## start

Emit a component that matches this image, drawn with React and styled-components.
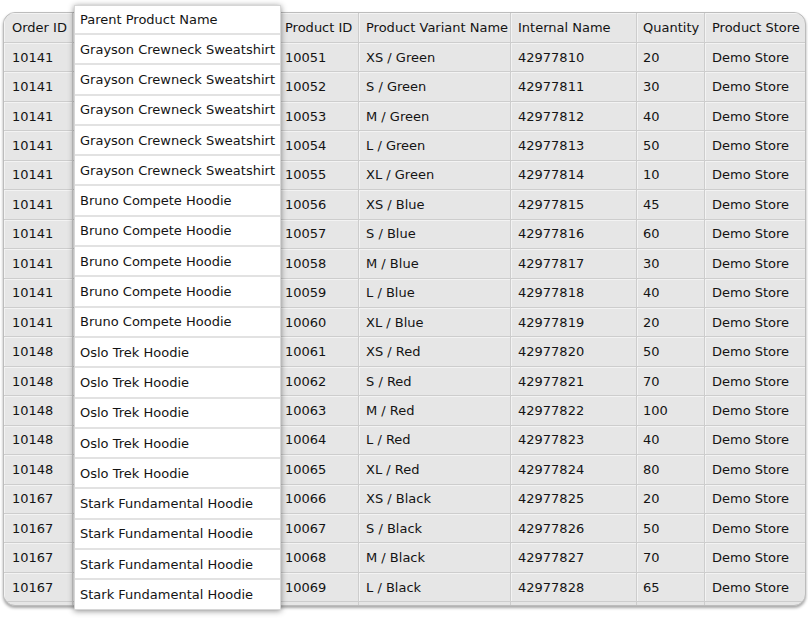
import React from "react";
import styled, { createGlobalStyle } from "styled-components";

const Global = createGlobalStyle`
  html, body { margin: 0; padding: 0; background: #ffffff; }
  body { font-family: "DejaVu Sans", Verdana, sans-serif; font-size: 13px; color: #141414; }
`;

const COLS = "69px 205px 81px 152px 126px 68px 1fr";

const Page = styled.div`
  position: relative;
  width: 808px;
  height: 621px;
  padding: 12px 2px 0 3px;
  box-sizing: border-box;
`;

const Table = styled.div`
  width: 803px;
  background: #e6e6e6;
  border: 1px solid #bcbcbc;
  border-radius: 12px;
  box-shadow: 0 2px 3px rgba(0, 0, 0, 0.35);
  box-sizing: border-box;
  overflow: hidden;
  padding-bottom: 3px;
`;

const Row = styled.div`
  display: grid;
  grid-template-columns: ${COLS};
  height: ${(p) => (p.$header ? "30px" : "29.45px")};
`;

const Cell = styled.div`
  display: flex;
  align-items: center;
  padding-left: ${(p) => p.$pad || 8}px;
  border-right: 1px solid #cdcdcd;
  border-bottom: 1px solid #cdcdcd;
  box-shadow: inset 1px 1px 0 #f3f3f3;
  white-space: nowrap;
  overflow: hidden;
  &:last-child { border-right: none; }
`;

const Tail = styled.div`
  display: grid;
  grid-template-columns: ${COLS};
  height: 3px;
  margin-bottom: -3px;
`;

const TailCell = styled.div`
  border-right: 1px solid #cdcdcd;
  &:last-child { border-right: none; }
`;

const Lifted = styled.div`
  position: absolute;
  left: 74px;
  top: 5px;
  width: 207px;
  background: #ffffff;
  border: 1px solid #d6d6d6;
  box-sizing: border-box;
  box-shadow: 0 1px 6px rgba(0, 0, 0, 0.45);
  display: flex;
  flex-direction: column;
`;

const LiftedCell = styled.div`
  height: ${(p) => (p.$header ? "27px" : "28.3px")};
  display: flex;
  align-items: center;
  padding-left: 5px;
  white-space: nowrap;
  border-bottom: 2px solid #e2e2e2;
  &:last-child { border-bottom: none; }
`;

const rows = [
  ["10141", "Grayson Crewneck Sweatshirt", "10051", "XS / Green", "42977810", "20"],
  ["10141", "Grayson Crewneck Sweatshirt", "10052", "S / Green", "42977811", "30"],
  ["10141", "Grayson Crewneck Sweatshirt", "10053", "M / Green", "42977812", "40"],
  ["10141", "Grayson Crewneck Sweatshirt", "10054", "L / Green", "42977813", "50"],
  ["10141", "Grayson Crewneck Sweatshirt", "10055", "XL / Green", "42977814", "10"],
  ["10141", "Bruno Compete Hoodie", "10056", "XS / Blue", "42977815", "45"],
  ["10141", "Bruno Compete Hoodie", "10057", "S / Blue", "42977816", "60"],
  ["10141", "Bruno Compete Hoodie", "10058", "M / Blue", "42977817", "30"],
  ["10141", "Bruno Compete Hoodie", "10059", "L / Blue", "42977818", "40"],
  ["10141", "Bruno Compete Hoodie", "10060", "XL / Blue", "42977819", "20"],
  ["10148", "Oslo Trek Hoodie", "10061", "XS / Red", "42977820", "50"],
  ["10148", "Oslo Trek Hoodie", "10062", "S / Red", "42977821", "70"],
  ["10148", "Oslo Trek Hoodie", "10063", "M / Red", "42977822", "100"],
  ["10148", "Oslo Trek Hoodie", "10064", "L / Red", "42977823", "40"],
  ["10148", "Oslo Trek Hoodie", "10065", "XL / Red", "42977824", "80"],
  ["10167", "Stark Fundamental Hoodie", "10066", "XS / Black", "42977825", "20"],
  ["10167", "Stark Fundamental Hoodie", "10067", "S / Black", "42977826", "50"],
  ["10167", "Stark Fundamental Hoodie", "10068", "M / Black", "42977827", "70"],
  ["10167", "Stark Fundamental Hoodie", "10069", "L / Black", "42977828", "65"],
];

const headers = ["Order ID", "Parent Product Name", "Product ID", "Product Variant Name", "Internal Name", "Quantity", "Product Store"];
const pads = [8, 8, 7, 7, 7, 6, 7];

// The dragged column (index 1) leaves an empty slot in the table beneath the lifted copy.
const slot = (v, i) => (i === 1 ? "" : v);

export default function App() {
  return (
    <>
      <Global />
      <Page>
        <Table>
          <Row $header>
            {headers.map((h, i) => (
              <Cell key={h} $pad={pads[i]}>{slot(h, i)}</Cell>
            ))}
          </Row>
          {rows.map((r, idx) => (
            <Row key={idx}>
              {[...r, "Demo Store"].map((v, i) => (
                <Cell key={i} $pad={pads[i]}>{slot(v, i)}</Cell>
              ))}
            </Row>
          ))}
          <Tail>
            {headers.map((h) => (
              <TailCell key={h} />
            ))}
          </Tail>
        </Table>
        <Lifted>
          <LiftedCell $header>Parent Product Name</LiftedCell>
          {rows.map((r, idx) => (
            <LiftedCell key={idx}>{r[1]}</LiftedCell>
          ))}
        </Lifted>
      </Page>
    </>
  );
}
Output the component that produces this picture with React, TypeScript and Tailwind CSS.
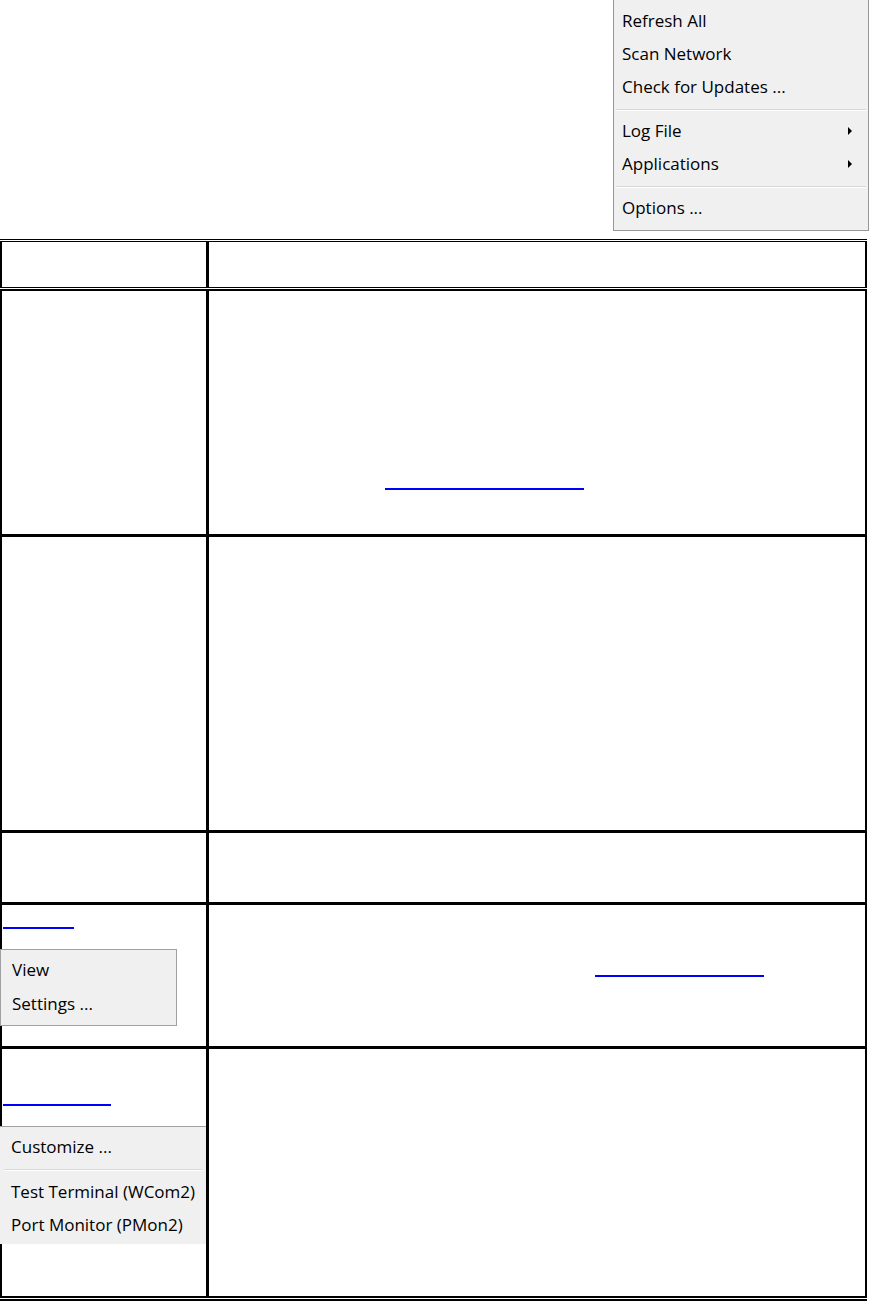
import React from 'react';

type MenuItemProps = {
  label: string;
  submenu?: boolean;
  rowClass?: string;
};

const MenuItem: React.FC<MenuItemProps> = ({ label, submenu, rowClass = 'h-[33px] leading-[33px]' }) => (
  <div className={`flex items-center justify-between whitespace-nowrap text-black ${rowClass}`}>
    <span>{label}</span>
    {submenu && (
      <span className="h-0 w-0 border-y-[4px] border-l-[4px] border-y-transparent border-l-black" />
    )}
  </div>
);

const Separator: React.FC<{ className?: string }> = ({ className = '' }) => (
  <div className={`border-t border-b border-t-[#d7d7d7] border-b-white ${className}`} />
);

const TrayMenu: React.FC = () => (
  <div className="h-[231px] w-[256px] border-x border-b border-[#979797] bg-[#f0f0f0] pt-[4px] text-[17px]">
    <div className="pl-[8px] pr-[16px]">
      <MenuItem label="Refresh All" />
      <MenuItem label="Scan Network" />
      <MenuItem label="Check for Updates ..." />
    </div>
    <Separator className="mx-[2px] mt-[6px] mb-[3px]" />
    <div className="pl-[8px] pr-[16px]">
      <MenuItem label="Log File" submenu />
      <MenuItem label="Applications" submenu />
    </div>
    <Separator className="mx-[2px] mt-[6px] mb-[3px]" />
    <div className="pl-[8px] pr-[16px]">
      <MenuItem label="Options ..." />
    </div>
  </div>
);

const LinkLine: React.FC<{ className: string }> = ({ className }) => (
  <div className={`h-[2px] bg-[#0000ff] ${className}`} />
);

export default function App() {
  return (
    <div className="w-[869px] bg-white font-['Open_Sans',sans-serif]">
      <div className="flex h-[239px] justify-end">
        <TrayMenu />
      </div>

      <div className="w-[867px]">
        <div className="h-px bg-black" />
        <div className="h-px" />

        {/* header row */}
        <div className="flex h-[47px] border-x-2 border-y border-black">
          <div className="w-[207px] border-r-[3px] border-black" />
          <div className="flex-1" />
        </div>

        <div className="h-px" />

        <div className="border-x-2 border-y-2 border-black">
          {/* Menu */}
          <div className="flex h-[246px] border-b-[3px] border-black">
            <div className="w-[207px] border-r-[3px] border-black" />
            <div className="flex-1 pt-[197px]">
              <LinkLine className="ml-[176px] w-[199px]" />
            </div>
          </div>

          <div className="flex h-[296px] border-b-[3px] border-black">
            <div className="w-[207px] border-r-[3px] border-black" />
            <div className="flex-1" />
          </div>

          <div className="flex h-[72px] border-b-[3px] border-black">
            <div className="w-[207px] border-r-[3px] border-black" />
            <div className="flex-1" />
          </div>

          {/* Log File */}
          <div className="flex h-[144px] border-b-[3px] border-black">
            <div className="w-[207px] border-r-[3px] border-black pt-[22px]">
              <LinkLine className="ml-px w-[71px]" />
              <div className="-ml-[2px] mt-[20px] w-[177px] border border-[#a0a0a0] bg-[#f0f0f0] pt-[3px] pb-[4px] pl-[11px] text-[17px]">
                <MenuItem label="View" rowClass="h-[34px] leading-[34px]" />
                <MenuItem label="Settings ..." rowClass="h-[34px] leading-[34px]" />
              </div>
            </div>
            <div className="flex-1 pt-[70px]">
              <LinkLine className="ml-[386px] w-[169px]" />
            </div>
          </div>

          {/* Applications */}
          <div className="flex h-[247px]">
            <div className="w-[207px] border-r-[3px] border-black pt-[55px]">
              <LinkLine className="ml-px w-[108px]" />
              <div className="-ml-[2px] mt-[20px] w-[206px] overflow-hidden border-t border-[#a0a0a0] bg-[#f0f0f0] pt-[3px] pb-[3px] text-[17px]">
                <div className="pl-[11px]">
                  <MenuItem label="Customize ..." />
                </div>
                <Separator className="mx-[4px] mt-[6px] mb-[4px]" />
                <div className="pl-[11px]">
                  <MenuItem label="Test Terminal (WCom2)" />
                  <MenuItem label="Port Monitor (PMon2)" />
                </div>
              </div>
            </div>
            <div className="flex-1" />
          </div>
        </div>

        <div className="h-px" />
        <div className="h-[2px] bg-black" />
      </div>
    </div>
  );
}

## end

# [WHAT IS NEEDED]
Spot every line that holds "components" and copy it.

# [COMPLETE ANSWER]
Emit a component that matches this image, drawn with React and styled-components.
import styled, { createGlobalStyle } from "styled-components";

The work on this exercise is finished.